Madigan’s arraignment over AT&T bribery charges set for Nov. 1
Michael Madigan, former Illinois House speaker, and his longtime political ally and operative will enter pleas in federal court Nov. 1. They are charged with coercing bribes from AT&T in return for passing favorable legislation in Springfield.
Madigan’s second arraignment comes seven months after the nation’s longest-serving House speaker was indicted by federal authorities on 22 counts of corruption in connection with the Commonwealth Edison bribery scandal.
Madigan will enter a plea before U.S. Magistrate Judge Jeffrey Cole to charges of misconduct alongside longtime ally and political operative Michael McClain, who was also indicted on charges stating he orchestrated the ComEd scheme.
While both Madigan and McClain have pleaded “not guilty” to previous corruption charges, AT&T entered a deferred prosecution agreement with the federal authorities after admitting to involvement in the scheme. The telecommunications company promised to pay $23 million in fines and cooperate with authorities to assist in Madigan’s prosecution.
Since acknowledging the scheme to curry favor with Madigan by trading legal contracts to his law firm, offering little- or no-work jobs for political pals, reserving internships for preferred candidates and advancing a Madigan ally to the company’s board of directors, ComEd also agreed to pay $200 million in restitution.
Illinois labor unions contributed $10 million over 26 years to campaign funds under Madigan’s control. He responded by building up union power and a generous public pension system that Illinois taxpayers cannot afford.

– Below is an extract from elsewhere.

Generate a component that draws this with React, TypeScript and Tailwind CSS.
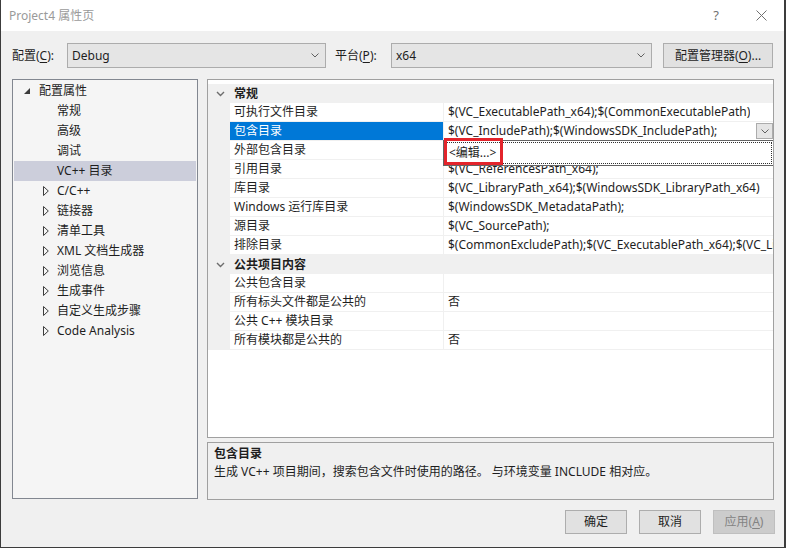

Under Madigan’s leadership, government unions saw lawmakers pass the Illinois Public Labor Relations Act and the Illinois Educational Labor Relations Act. Both mandated collective bargaining for government employees and gave them the power to strike – a power many states do not allow and one labor and political leaders advised against.
His pro-union legislation and decades of subsequent laws ultimately created a public pension system so generous that just the unfunded debt grew from $5.94 billion in 1982 to $130 billion in 2021 when he left office. That’s a 689% increase after adjusting for inflation.
Madigan used government union campaign cash and the House rules to keep other lawmakers and even governors under his control.
Even though Madigan’s been out of office for over a year and is now indicted in two different federal corruption probes, government unions could replace his corrupt path to power with a legal one: get Amendment 1 put into the Illinois Constitution.
Amendment 1 is a proposal at the top of the Nov. 8 ballot that would expand negotiations far beyond traditional wage and benefit issues. If passed, the ballot measure would empower government unions to negotiate over a nearly endless array of subjects.
If property tax rates simply continue to increase at their long-run average rate, the typical homeowner will pay over $2,100 in additional property taxes during the next four years. Amendment 1 could greatly accelerate that by giving government unions more power to make more demands. Then all Illinoisans would be forced to pay the bill for costly contract concessions that carry more weight than state law. Those government union powers don’t exist in any other state.
Voters have a choice Nov. 8: let Madigan’s legacy continue through Amendment 1, or protect themselves from more of the income and property tax hikes driven by the over-generous political favors granted Illinois’ government unions.